Baseball lifers Dusty Baker, Brian Snitker make World Series family affair

The Astros and Braves managers have passed their love for the game down to their sons

The World Series between the Astros and Braves will be a family affair between two baseball lifers, with Atlanta manager Brian Snitker, center, facing his son Troy, left, who is a hitting instructor Houston manager Dusty Baker's coaching staff. (AP Photos)

The last time Dusty Baker was in the World Series, his son nearly got run down.

Darren Baker, then 3 years old, was helping his dad’s San Francisco team as a very small batboy when Dusty led the Giants to the 2002 World Series.
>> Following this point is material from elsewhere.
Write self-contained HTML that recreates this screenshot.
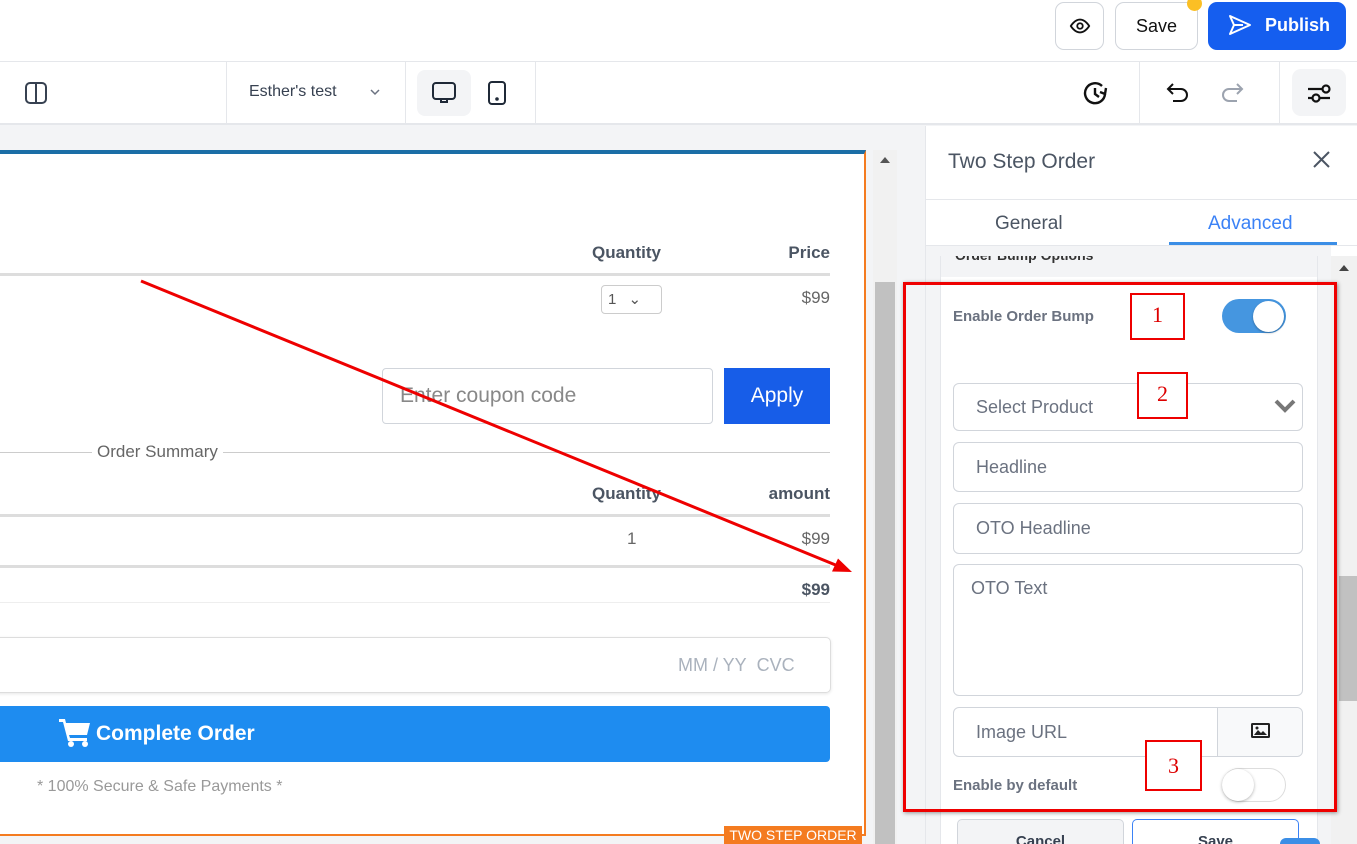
<!DOCTYPE html>
<html style="width:1357px;height:844px;overflow:hidden"><head><meta charset="utf-8"><style>
*{box-sizing:border-box;margin:0;padding:0}
body{width:1357px;height:844px;overflow:hidden;position:relative;background:#f3f4f6;font-family:"Liberation Sans",sans-serif;color:#374151}
.a{position:absolute}
.inp{position:absolute;border:1px solid #d1d5db;border-radius:6px;background:#fff;color:#6b7280;font-size:18px;padding-left:22px;display:flex;align-items:center}
.t{position:absolute;font-size:17px;color:#4b5563}
.b{font-weight:bold}
.r{text-align:right}
.redbox{position:absolute;border:2px solid #e00;color:#d00;font-family:"Liberation Serif",serif;font-size:22px;text-align:center;background:#fff}
</style></head><body>
<div class="a" style="left:0;top:0;width:1357px;height:62px;background:#fff;border-bottom:1px solid #e5e7eb"></div>
<div class="a" style="left:1055px;top:2px;width:49px;height:48px;border:1px solid #d1d5db;border-radius:9px;background:#fff"></div>
<svg class="a" style="left:1069px;top:15px" width="22" height="22" viewBox="0 0 24 24" fill="none" stroke="#111" stroke-width="2"><path d="M2 12s4-7 10-7 10 7 10 7-4 7-10 7S2 12 2 12z"/><circle cx="12" cy="12" r="3"/></svg>
<div class="a" style="left:1115px;top:2px;width:83px;height:48px;border:1px solid #d1d5db;border-radius:9px;background:#fff;font-size:18px;color:#111;text-align:center;line-height:46px">Save</div>
<div class="a" style="left:1187px;top:-4px;width:15px;height:15px;border-radius:50%;background:#fbbf24"></div>
<div class="a" style="left:1208px;top:2px;width:138px;height:48px;border-radius:9px;background:#155eef;color:#fff;font-size:18px;font-weight:bold;line-height:46px;padding-left:57px">Publish</div>
<svg class="a" style="left:1227px;top:13px" width="26" height="24" viewBox="0 0 26 24" fill="none" stroke="#fff" stroke-width="2" stroke-linejoin="round"><path d="M3 3l20 9-20 9 4-9z M7 12h9"/></svg>
<div class="a" style="left:0;top:62px;width:1357px;height:63px;background:#fff;border-bottom:2px solid #e5e7eb"></div>
<div class="a" style="left:226px;top:62px;width:1px;height:62px;background:#e5e7eb"></div>
<div class="a" style="left:405px;top:62px;width:1px;height:62px;background:#e5e7eb"></div>
<div class="a" style="left:535px;top:62px;width:1px;height:62px;background:#e5e7eb"></div>
<div class="a" style="left:1139px;top:62px;width:1px;height:62px;background:#e5e7eb"></div>
<div class="a" style="left:1279px;top:62px;width:1px;height:62px;background:#e5e7eb"></div>
<svg class="a" style="left:24px;top:81px" width="24" height="24" viewBox="0 0 24 24" fill="none" stroke="#374151" stroke-width="2"><rect x="2" y="2" width="20" height="20" rx="4"/><path d="M12 2v20"/></svg>
<div class="t" style="left:249px;top:83px;font-size:16px;color:#374151">Esther's test</div>
<svg class="a" style="left:369px;top:87px" width="12" height="10" viewBox="0 0 12 10" fill="none" stroke="#6b7280" stroke-width="1.5"><path d="M2 3l4 4 4-4"/></svg>
<div class="a" style="left:417px;top:70px;width:54px;height:46px;border-radius:8px;background:#f3f4f6"></div>
<svg class="a" style="left:431px;top:81px" width="26" height="24" viewBox="0 0 26 24" fill="none" stroke="#1f2937" stroke-width="2"><rect x="2" y="2" width="22" height="16" rx="3"/><path d="M10 18v3h6v-3"/></svg>
<svg class="a" style="left:487px;top:80px" width="20" height="26" viewBox="0 0 20 26" fill="none" stroke="#1f2937" stroke-width="2"><rect x="2" y="2" width="16" height="22" rx="3"/><circle cx="10" cy="19" r="0.8" fill="#1f2937"/></svg>
<svg class="a" style="left:1083px;top:80px" width="28" height="26" viewBox="0 0 28 26" fill="none" stroke="#111" stroke-width="2.4"><path d="M22 14a10 10 0 1 1-3-8"/><path d="M12 8v6l4 3"/><path d="M23 8l-1 6-5-2"/></svg>
<svg class="a" style="left:1165px;top:80px" width="26" height="26" viewBox="0 0 26 26" fill="none" stroke="#111" stroke-width="2"><path d="M8 4L3 9l5 5M3 9h13a6 6 0 0 1 0 12H8"/></svg>
<svg class="a" style="left:1219px;top:80px" width="26" height="26" viewBox="0 0 26 26" fill="none" stroke="#9ca3af" stroke-width="2"><path d="M18 4l5 5-5 5M23 9H10a6 6 0 0 0 0 12h8"/></svg>
<div class="a" style="left:1292px;top:69px;width:54px;height:47px;border-radius:9px;background:#f3f4f6"></div>
<svg class="a" style="left:1306px;top:81px" width="26" height="24" viewBox="0 0 26 24" fill="none" stroke="#111" stroke-width="2.2"><path d="M2 8h14M2 17h4M14 17h10"/><circle cx="20" cy="8" r="3.5"/><circle cx="10" cy="17" r="3.5"/></svg>
<div class="a" style="left:0;top:150px;width:866px;height:686px;background:#fff;border-top:4px solid #1b6ea6;border-right:2px solid #f47b20;border-bottom:2px solid #f47b20"></div>
<div class="a" style="left:724px;top:826px;width:138px;height:18px;background:#f47b20;color:#fff;font-size:14px;line-height:18px;text-align:center">TWO STEP ORDER</div>
<div class="a" style="left:873px;top:150px;width:24px;height:694px;background:#f1f1f1"></div>
<div class="a" style="left:875px;top:282px;width:20px;height:562px;background:#c1c1c1"></div>
<div class="a" style="left:880px;top:157px;width:0;height:0;border-left:5px solid transparent;border-right:5px solid transparent;border-bottom:6px solid #555"></div>
<div class="t b" style="left:592px;top:243px">Quantity</div>
<div class="t b r" style="left:730px;width:100px;top:243px">Price</div>
<div class="a" style="left:0;top:273px;width:830px;height:3px;background:#ddd"></div>
<div class="a" style="left:601px;top:285px;width:61px;height:29px;border:1px solid #ccc;border-radius:4px;font-size:15px;padding:4px 6px;color:#555">1 <span style="margin-left:8px">⌄</span></div>
<div class="t r" style="left:730px;width:100px;top:288px;color:#666">$99</div>
<div class="inp" style="left:382px;top:368px;width:331px;height:56px;font-size:21px;color:#888;padding-left:17px;border-radius:4px">Enter coupon code</div>
<div class="a" style="left:724px;top:368px;width:106px;height:56px;background:#175de8;color:#fff;font-size:21px;text-align:center;line-height:56px">Apply</div>
<div class="a" style="left:0;top:452px;width:830px;height:1px;background:#ccc"></div>
<div class="t" style="left:92px;top:442px;background:#fff;padding:0 5px;color:#666">Order Summary</div>
<div class="t b" style="left:592px;top:484px">Quantity</div>
<div class="t b r" style="left:730px;width:100px;top:484px">amount</div>
<div class="a" style="left:0;top:514px;width:830px;height:3px;background:#ddd"></div>
<div class="t" style="left:627px;top:529px;color:#666">1</div>
<div class="t r" style="left:730px;width:100px;top:529px;color:#666">$99</div>
<div class="a" style="left:0;top:565px;width:830px;height:3px;background:#ddd"></div>
<div class="t b r" style="left:730px;width:100px;top:580px">$99</div>
<div class="a" style="left:0;top:602px;width:830px;height:1px;background:#eee"></div>
<div class="a" style="left:-5px;top:637px;width:836px;height:56px;border:1px solid #ddd;border-radius:5px;box-shadow:0 1px 3px rgba(0,0,0,.1)"></div>
<div class="t" style="left:678px;top:655px;color:#aab2bd;font-size:18px">MM / YY&nbsp; CVC</div>
<div class="a" style="left:0;top:706px;width:830px;height:56px;background:#1e8cf0;border-radius:0 4px 4px 0;color:#fff;font-size:21px;font-weight:bold;line-height:56px;padding-left:96px">Complete Order</div>
<svg class="a" style="left:59px;top:717px" width="32" height="30" viewBox="0 0 32 30" fill="#fff"><path d="M0 2h6l1 4h24l-3 12H10l1 3h17v3H9L4 5H0z"/><circle cx="12" cy="27" r="3"/><circle cx="26" cy="27" r="3"/></svg>
<div class="t" style="left:37px;top:778px;color:#999;font-size:16px">* 100% Secure &amp; Safe Payments *</div>
<svg class="a" style="left:0;top:0" width="900" height="844"><line x1="141" y1="281" x2="838" y2="566" stroke="#e00" stroke-width="3"/><path d="M852 572l-20 -0.5 6 -13z" fill="#e00"/></svg>
<div class="a" style="left:925px;top:126px;width:432px;height:718px;background:#fff;border-left:1px solid #e5e7eb;overflow:hidden">
<div class="t" style="left:22px;top:24px;font-size:21px">Two Step Order</div>
<svg class="a" style="left:386px;top:24px" width="19" height="19" viewBox="0 0 19 19" stroke="#4b5563" stroke-width="2"><path d="M2 2l15 15M17 2L2 17"/></svg>
<div class="a" style="left:0;top:73px;width:432px;height:1px;background:#e5e7eb"></div>
<div class="t" style="left:69px;top:87px;font-size:19px">General</div>
<div class="t" style="left:282px;top:87px;font-size:19px;color:#3b82f6">Advanced</div>
<div class="a" style="left:243px;top:116px;width:168px;height:3px;background:#3b8ee6"></div>
<div class="a" style="left:0;top:119px;width:432px;height:1px;background:#e5e7eb"></div>
<div class="a" style="left:0;top:120px;width:405px;height:598px;background:#f3f4f6"></div>
<div class="a" style="left:14px;top:130px;width:378px;height:600px;background:#fff;border:1px solid #e5e7eb"></div>
<div class="a" style="left:15px;top:130px;width:376px;height:21px;background:#f3f4f6;overflow:hidden"><div style="margin:-9px 0 0 14px;font-size:14px;font-weight:bold;color:#333">Order Bump Options</div></div>
<div class="a" style="left:405px;top:130px;width:27px;height:600px;background:#f1f1f1"></div>
<div class="a" style="left:413px;top:450px;width:19px;height:125px;background:#c1c1c1"></div>
<div class="a" style="left:413px;top:139px;width:0;height:0;border-left:5px solid transparent;border-right:5px solid transparent;border-bottom:6px solid #444"></div>
</div>
<div class="t b" style="left:953px;top:308px;font-size:15px;color:#6b7280">Enable Order Bump</div>
<div class="a" style="left:1222px;top:299px;width:64px;height:34px;border-radius:17px;background:#4596e0"></div>
<div class="a" style="left:1253px;top:301px;width:31px;height:31px;border-radius:50%;background:#fff;box-shadow:0 1px 2px rgba(0,0,0,.3)"></div>
<div class="inp" style="left:953px;top:383px;width:350px;height:48px">Select Product</div>
<svg class="a" style="left:1274px;top:398px" width="22" height="16" viewBox="0 0 22 16" fill="none" stroke="#777" stroke-width="4"><path d="M2 3l9 9 9-9"/></svg>
<div class="inp" style="left:953px;top:442px;width:350px;height:50px">Headline</div>
<div class="inp" style="left:953px;top:503px;width:350px;height:51px">OTO Headline</div>
<div class="inp" style="left:953px;top:564px;width:350px;height:132px;align-items:flex-start;padding:13px 0 0 17px">OTO Text</div>
<div class="inp" style="left:953px;top:707px;width:350px;height:50px">Image URL</div>
<div class="a" style="left:1217px;top:708px;width:85px;height:48px;background:#f8f9fa;border-left:1px solid #d1d5db;border-radius:0 6px 6px 0"></div>
<svg class="a" style="left:1251px;top:723px" width="19" height="15" viewBox="0 0 19 15"><rect x="0" y="0" width="19" height="15" rx="1.5" fill="#222"/><rect x="2" y="2" width="15" height="11" fill="#f8f9fa"/><path d="M3 12l4-5 3 3 2-2 4 4z" fill="#222"/><circle cx="6" cy="5" r="1.5" fill="#222"/></svg>
<div class="t b" style="left:953px;top:777px;font-size:15px;color:#6b7280">Enable by default</div>
<div class="a" style="left:1222px;top:768px;width:64px;height:34px;border-radius:17px;background:#fff;border:1px solid #ddd"></div>
<div class="a" style="left:1222px;top:769px;width:32px;height:32px;border-radius:50%;background:#fff;box-shadow:0 1px 3px rgba(0,0,0,.3)"></div>
<div class="a" style="left:957px;top:819px;width:167px;height:25px;border:1px solid #d1d5db;border-bottom:none;border-radius:5px 5px 0 0;background:#f3f4f6;text-align:center;font-size:15px;font-weight:bold;padding-top:13px;overflow:hidden">Cancel</div>
<div class="a" style="left:1132px;top:819px;width:167px;height:25px;border:1px solid #3b82f6;border-bottom:none;border-radius:5px 5px 0 0;background:#fff;text-align:center;font-size:15px;font-weight:bold;padding-top:13px;overflow:hidden">Save</div>
<div class="a" style="left:1280px;top:838px;width:40px;height:6px;border-radius:20px 20px 0 0;background:#3b8ee6"></div>
<div class="a" style="left:903px;top:282px;width:434px;height:530px;border:3px solid #e00;box-shadow:1px 1px 4px rgba(0,0,0,.4)"></div>
<div class="redbox" style="left:1130px;top:293px;width:55px;height:47px;line-height:40px">1</div>
<div class="redbox" style="left:1137px;top:372px;width:51px;height:47px;line-height:40px">2</div>
<div class="redbox" style="left:1145px;top:740px;width:57px;height:51px;line-height:48px">3</div>
</body></html>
The younger Baker came out to retrieve a bat during Game 5. The only problem was the play was still going on, and there was the possibility of a play at the plate. J.T. Snow scored for the Giants, then scooped up Darren and carried him to safety as the trailing runner and ball were both headed for the plate.

Now, as Dusty Baker leads another team — the fifth he’s taken to the MLB postseason — back to the Fall Classic, Darren will be watching, having just completed his first pro season in the Washington Nationals organization.
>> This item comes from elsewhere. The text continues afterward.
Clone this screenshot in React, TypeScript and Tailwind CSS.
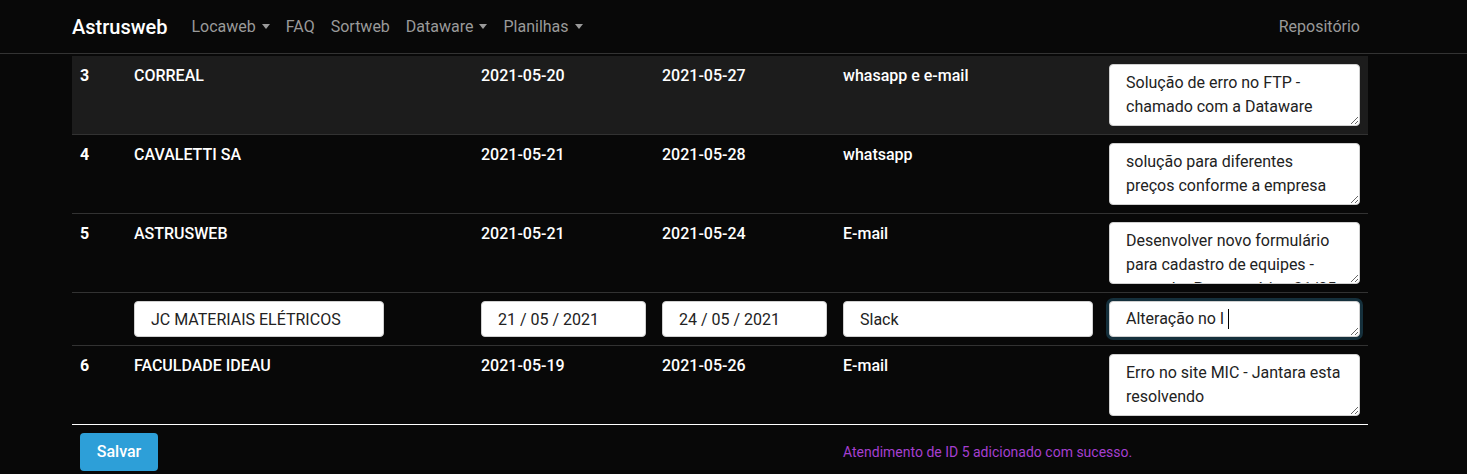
import React from "react";

const cols = "grid grid-cols-[54px_347px_181px_181px_266px_267px]";

function Caret() {
  return (
    <span className="ml-[6px] inline-block h-0 w-0 border-x-[4px] border-t-[5px] border-x-transparent border-t-current align-[3px]" />
  );
}

function NoteBox({ text }: { text: string }) {
  return (
    <textarea
      readOnly
      value={text}
      className="block h-[62px] w-[251px] resize-y overflow-hidden rounded-[4px] border border-[#d0d0d0] bg-white px-4 py-[6px] text-[16px] font-normal leading-[24px] text-[#222] outline-none"
    />
  );
}

type Row = { id: string; name: string; d1: string; d2: string; via: string; note: string; striped?: boolean; last?: boolean };

function DataRow({ r }: { r: Row }) {
  return (
    <div
      className={`${cols} border-b ${r.last ? "border-white" : "border-[#323232]"} ${r.striped ? "bg-[#1c1c1c]" : ""} text-[16px] font-medium leading-[24px] text-white`}
    >
      <div className="px-2 py-2 font-bold">{r.id}</div>
      <div className="px-2 py-2">{r.name}</div>
      <div className="px-2 py-2">{r.d1}</div>
      <div className="px-2 py-2">{r.d2}</div>
      <div className="px-2 py-2">{r.via}</div>
      <div className="px-2 py-2">
        <NoteBox text={r.note} />
      </div>
    </div>
  );
}

export default function App() {
  const rows: Row[] = [
    { id: "3", name: "CORREAL", d1: "2021-05-20", d2: "2021-05-27", via: "whasapp e e-mail", note: "Solução de erro no FTP - chamado com a Dataware", striped: true },
    { id: "4", name: "CAVALETTI SA", d1: "2021-05-21", d2: "2021-05-28", via: "whatsapp", note: "solução para diferentes preços conforme a empresa" },
    { id: "5", name: "ASTRUSWEB", d1: "2021-05-21", d2: "2021-05-24", via: "E-mail", note: "Desenvolver novo formulário para cadastro de equipes - aguardar Programática 21/05" },
  ];
  const last: Row = { id: "6", name: "FACULDADE IDEAU", d1: "2021-05-19", d2: "2021-05-26", via: "E-mail", note: "Erro no site MIC - Jantara esta resolvendo", last: true };

  const inputCls =
    "block h-[36px] rounded-[4px] border border-[#d0d0d0] bg-white px-4 text-[16px] text-[#222] outline-none";

  return (
    <div className="min-h-[474px] bg-[#080808] font-[Roboto,'Liberation_Sans',sans-serif]">
      <nav className="h-[54px] border-b border-[#333]">
        <div className="ml-[72px] flex h-[53px] w-[1296px] items-center">
          <span className="mr-4 text-[20px] font-medium text-white">Astrusweb</span>
          <div className="flex items-center text-[16px] text-[#9a9a9a]">
            <span className="px-2">Locaweb<Caret /></span>
            <span className="px-2">FAQ</span>
            <span className="px-2">Sortweb</span>
            <span className="px-2">Dataware<Caret /></span>
            <span className="px-2">Planilhas<Caret /></span>
          </div>
          <span className="ml-auto px-2 text-[16px] text-[#9a9a9a]">Repositório</span>
        </div>
      </nav>

      <div className="ml-[72px] w-[1296px] pt-[2px]">
        {rows.map((r) => (
          <DataRow key={r.id} r={r} />
        ))}
        <div className={`${cols} border-b border-[#323232]`}>
          <div className="px-2 py-2" />
          <div className="px-2 py-2">
            <input readOnly value="JC MATERIAIS ELÉTRICOS" className={`${inputCls} w-[250px]`} />
          </div>
          <div className="px-2 py-2">
            <input readOnly value="21 / 05 / 2021" className={`${inputCls} w-[165px]`} />
          </div>
          <div className="px-2 py-2">
            <input readOnly value="24 / 05 / 2021" className={`${inputCls} w-[165px]`} />
          </div>
          <div className="px-2 py-2">
            <input readOnly value="Slack" className={`${inputCls} w-[250px]`} />
          </div>
          <div className="px-2 py-2">
            <div className="relative w-[251px]">
              <textarea
                readOnly
                value="Alteração no l"
                className="block h-[36px] w-[251px] resize-y overflow-hidden rounded-[4px] border border-[#d0d0d0] bg-white px-4 py-[5px] text-[16px] leading-[24px] text-[#222] shadow-[0_0_0_3px_#15303c] outline-none"
              />
              <span className="absolute left-[119px] top-[8px] h-[20px] w-px bg-black" />
            </div>
          </div>
        </div>
        <DataRow r={last} />

        <div className={`${cols} mt-2 items-center`}>
          <div className="col-span-4 px-2">
            <button className="h-[38px] w-[78px] rounded-[4px] bg-[#2d9fd8] text-[16px] font-medium text-white">
              Salvar
            </button>
          </div>
          <div className="col-span-2 px-2 text-[14px] text-[#a53fd0]">
            Atendimento de ID 5 adicionado com sucesso.
          </div>
        </div>
      </div>
    </div>
  );
}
“Time passes very quickly,” the elder Baker said. “And we are remembering that time. Everybody remembers that except him. He’s the only one that doesn’t remember it. People remind him of it all the time. Sometimes he gets tired of talking about it, but it is part of my history, Giants history, baseball history, and his history. Now he’s trying to make his own history with the Nationals as a player, and I’m just glad that he was able to be here for this.

“I got to see him before the game. I think this is only the second time that he hasn’t been able to be in the dugout because he was in the dugout in other organizations. People sent me pictures of him when he was small with the Cubs and a little bit older with the Reds and a little bit older with Washington.”

Baker, a true baseball lifer, will be looking for his first world championship as a manager, having been brought in by the Astros to clean up the aftermath of the sign-stealing scandal that tainted Houston’s 2017 title.

The Astros are back in the World Series, and the prospect of getting Baker a ring is the only thing keeping the nation from rooting against Houston this time around.

Meanwhile, Houston’s opponent has its own father-son story, thanks to another baseball lifer at the helm.

Brian Snitker has been with the Braves organization for 44 years and has managed at every level of the minor leagues — more than 2,700 games — before he finally got the chance to take over the big club.

“I definitely think there was a time where he thought the ship had sailed,” Snitker’s son Troy said of his father’s MLB ambitions. “I know it was a dream of his to be able to do this and be able to manage in the big leagues, and I think he always knew that he could do it. But I definitely think there was a point where he probably didn’t think it was going to happen anymore, which makes this very special.”

The elder Snitker will be facing his son in the Series. Troy is a hitting instructor on Baker’s Astros’ staff. Despite growing up in the oldest of old-school baseball households and serving on another old-school manager’s staff, Troy has incorporated the analytical movement that the Astros helped popularize.

“I love the fact that he’s meshed because I raised him in a dugout, on a bus, on the field a long, long time ago before analytics were ever invented,” the elder Snitker said. “I think he’s a good blend of the old-school way of doing things and he’s very open and gets all the new information that’s out there. I think it’s a good mix.”

While the two men being in opposite dugouts make it hard on mom and sister — the two Snitker women are busy trying to find a way to wear both jerseys to the games — Brian and Troy have embraced the chance to share this trip to baseball’s pinnacle.

“I remember going to spring training really young,” Troy said. “I remember going to old West Palm Beach back when the Braves were there. I remember going in the clubhouse and seeing Chipper (Jones). I think that was probably around ’93, ’94 when I was young. My first concrete memories were that summer in Durham in ’95 (when Brian managed the Bulls), which was my first summer being at the field with him when he dragged me in every day. But I have a lot of special memories of spending a summer at the baseball field.”

Now, fathers and sons will be spending one autumn in the same place. And, as the Bakers learned 19 years ago, anything can happen.